**** Information given

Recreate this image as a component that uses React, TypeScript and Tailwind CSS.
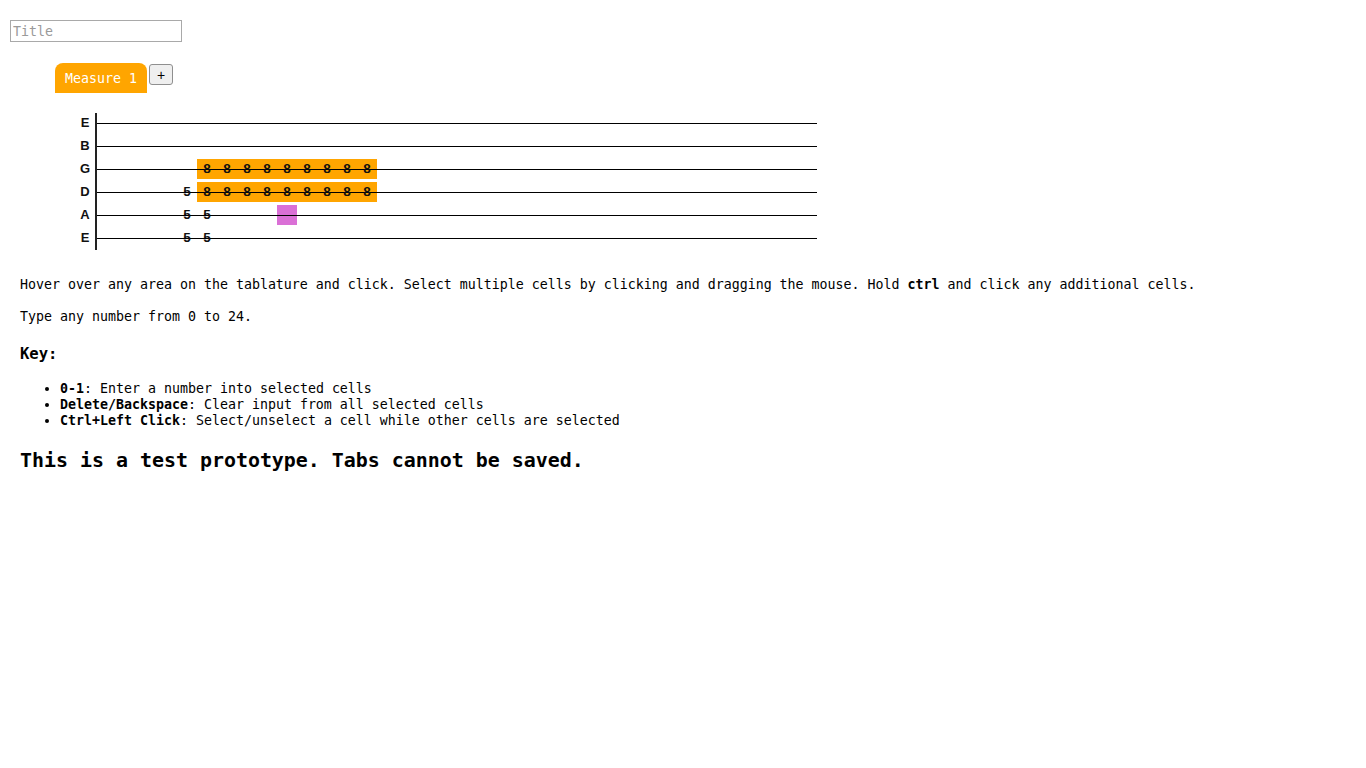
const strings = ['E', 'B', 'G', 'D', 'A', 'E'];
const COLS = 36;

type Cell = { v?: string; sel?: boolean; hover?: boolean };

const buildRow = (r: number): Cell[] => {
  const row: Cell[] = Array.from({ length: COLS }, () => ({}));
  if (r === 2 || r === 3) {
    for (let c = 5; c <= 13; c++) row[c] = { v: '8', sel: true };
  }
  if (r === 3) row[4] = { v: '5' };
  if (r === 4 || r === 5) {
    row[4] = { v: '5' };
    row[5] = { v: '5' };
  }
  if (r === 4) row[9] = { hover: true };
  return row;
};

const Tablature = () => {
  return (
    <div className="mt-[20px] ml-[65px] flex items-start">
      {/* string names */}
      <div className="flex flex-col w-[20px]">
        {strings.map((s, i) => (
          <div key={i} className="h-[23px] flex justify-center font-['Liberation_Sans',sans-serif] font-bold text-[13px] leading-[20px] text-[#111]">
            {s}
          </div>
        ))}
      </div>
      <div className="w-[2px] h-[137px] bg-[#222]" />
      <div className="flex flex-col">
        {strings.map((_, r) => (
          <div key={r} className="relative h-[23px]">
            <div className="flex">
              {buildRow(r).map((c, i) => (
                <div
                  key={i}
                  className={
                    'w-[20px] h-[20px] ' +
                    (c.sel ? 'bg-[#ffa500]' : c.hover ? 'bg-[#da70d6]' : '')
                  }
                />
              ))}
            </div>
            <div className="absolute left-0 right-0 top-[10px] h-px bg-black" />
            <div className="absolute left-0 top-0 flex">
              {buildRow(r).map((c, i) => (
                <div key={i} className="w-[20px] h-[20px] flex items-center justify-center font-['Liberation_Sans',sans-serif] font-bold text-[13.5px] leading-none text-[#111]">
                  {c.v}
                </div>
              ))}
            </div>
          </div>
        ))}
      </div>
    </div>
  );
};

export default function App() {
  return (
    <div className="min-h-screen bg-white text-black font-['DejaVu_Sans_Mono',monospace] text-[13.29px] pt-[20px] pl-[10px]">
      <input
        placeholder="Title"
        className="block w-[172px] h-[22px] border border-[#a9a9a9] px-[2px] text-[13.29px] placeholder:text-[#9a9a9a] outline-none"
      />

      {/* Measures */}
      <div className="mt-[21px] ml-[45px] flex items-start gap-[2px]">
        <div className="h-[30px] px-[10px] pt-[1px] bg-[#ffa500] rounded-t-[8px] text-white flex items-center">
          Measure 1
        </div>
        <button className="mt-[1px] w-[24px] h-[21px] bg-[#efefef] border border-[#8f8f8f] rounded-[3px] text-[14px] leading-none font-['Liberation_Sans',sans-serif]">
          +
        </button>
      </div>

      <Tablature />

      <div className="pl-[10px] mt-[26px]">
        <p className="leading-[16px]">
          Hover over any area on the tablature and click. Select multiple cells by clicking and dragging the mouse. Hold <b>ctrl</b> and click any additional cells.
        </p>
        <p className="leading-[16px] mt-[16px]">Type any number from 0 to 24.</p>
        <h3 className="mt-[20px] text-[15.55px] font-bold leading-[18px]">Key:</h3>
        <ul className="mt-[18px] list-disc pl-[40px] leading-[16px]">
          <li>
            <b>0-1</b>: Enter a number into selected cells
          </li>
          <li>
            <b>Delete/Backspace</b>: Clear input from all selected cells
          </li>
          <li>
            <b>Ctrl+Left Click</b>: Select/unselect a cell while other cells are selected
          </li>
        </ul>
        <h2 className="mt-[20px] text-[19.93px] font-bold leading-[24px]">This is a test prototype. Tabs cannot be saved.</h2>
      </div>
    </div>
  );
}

********
**** Information given

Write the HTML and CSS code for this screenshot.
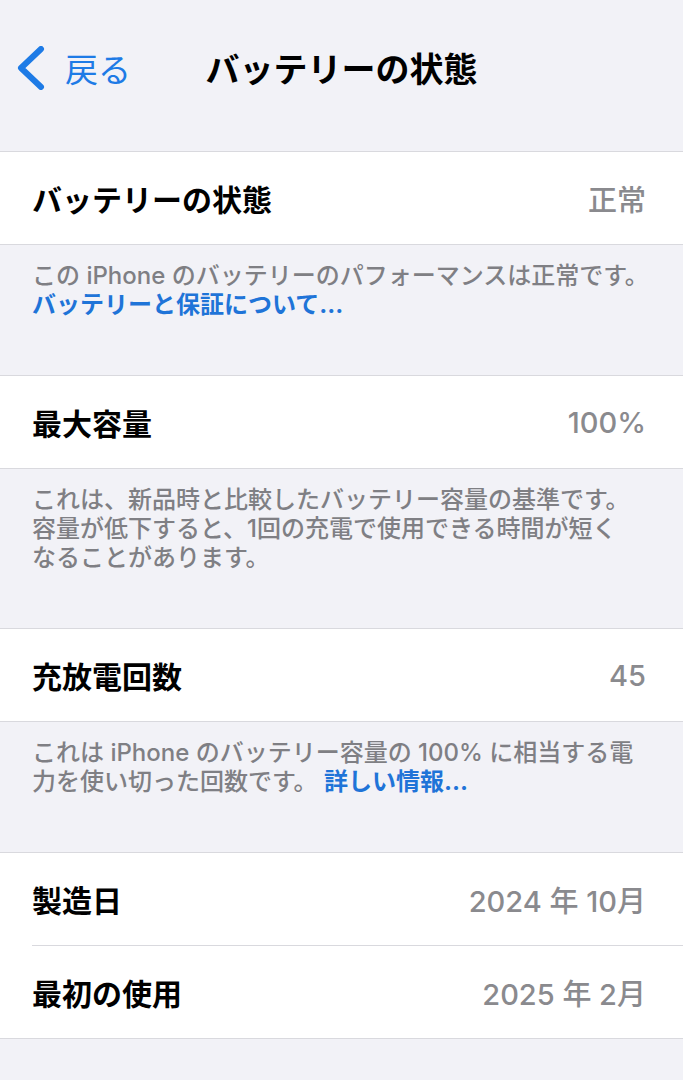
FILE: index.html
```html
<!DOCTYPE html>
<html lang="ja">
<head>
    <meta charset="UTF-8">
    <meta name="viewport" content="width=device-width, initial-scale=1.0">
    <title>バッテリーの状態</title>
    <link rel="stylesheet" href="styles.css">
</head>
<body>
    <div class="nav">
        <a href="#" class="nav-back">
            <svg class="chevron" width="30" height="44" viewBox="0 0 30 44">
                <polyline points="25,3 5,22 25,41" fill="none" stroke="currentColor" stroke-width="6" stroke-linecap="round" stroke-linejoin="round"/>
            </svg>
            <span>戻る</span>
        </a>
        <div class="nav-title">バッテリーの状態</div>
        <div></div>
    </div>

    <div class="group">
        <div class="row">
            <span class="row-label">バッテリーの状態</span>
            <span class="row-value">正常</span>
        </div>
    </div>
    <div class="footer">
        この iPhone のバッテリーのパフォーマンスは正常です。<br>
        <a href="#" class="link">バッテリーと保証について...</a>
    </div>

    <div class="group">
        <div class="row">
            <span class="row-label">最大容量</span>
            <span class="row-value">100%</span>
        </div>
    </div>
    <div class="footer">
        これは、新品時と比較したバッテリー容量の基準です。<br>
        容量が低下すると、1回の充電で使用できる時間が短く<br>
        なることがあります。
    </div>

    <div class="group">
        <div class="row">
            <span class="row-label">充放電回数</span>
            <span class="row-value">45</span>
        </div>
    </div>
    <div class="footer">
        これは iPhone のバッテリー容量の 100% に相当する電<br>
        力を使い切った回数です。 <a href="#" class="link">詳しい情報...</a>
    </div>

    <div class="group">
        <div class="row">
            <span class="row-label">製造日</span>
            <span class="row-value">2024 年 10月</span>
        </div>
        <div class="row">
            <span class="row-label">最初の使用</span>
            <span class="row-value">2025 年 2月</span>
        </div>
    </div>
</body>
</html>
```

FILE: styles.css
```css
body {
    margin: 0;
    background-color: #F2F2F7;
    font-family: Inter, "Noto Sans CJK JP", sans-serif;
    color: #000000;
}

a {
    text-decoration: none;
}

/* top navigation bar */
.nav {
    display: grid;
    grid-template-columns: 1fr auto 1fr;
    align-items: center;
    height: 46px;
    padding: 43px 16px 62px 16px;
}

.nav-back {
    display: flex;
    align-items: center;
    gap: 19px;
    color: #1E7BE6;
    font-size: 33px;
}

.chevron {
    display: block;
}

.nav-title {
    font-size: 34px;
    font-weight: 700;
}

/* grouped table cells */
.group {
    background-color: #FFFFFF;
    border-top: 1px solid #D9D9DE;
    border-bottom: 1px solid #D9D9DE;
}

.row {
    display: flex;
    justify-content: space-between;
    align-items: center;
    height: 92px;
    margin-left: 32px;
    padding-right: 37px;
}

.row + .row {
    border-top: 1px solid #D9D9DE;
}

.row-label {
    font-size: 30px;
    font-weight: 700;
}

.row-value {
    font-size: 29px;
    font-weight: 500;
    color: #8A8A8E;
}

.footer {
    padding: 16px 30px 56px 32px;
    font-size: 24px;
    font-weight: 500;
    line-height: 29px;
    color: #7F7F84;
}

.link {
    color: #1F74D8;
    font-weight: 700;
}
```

********

Your goal:
Give again, word for word, the lines from the one that contains "Recreate this image" to the one that contains "string; sel?: boolean;", both included. Omit the pictures.

Full response:
Recreate this image as a component that uses React, TypeScript and Tailwind CSS.
const strings = ['E', 'B', 'G', 'D', 'A', 'E'];
const COLS = 36;

type Cell = { v?: string; sel?: boolean; hover?: boolean };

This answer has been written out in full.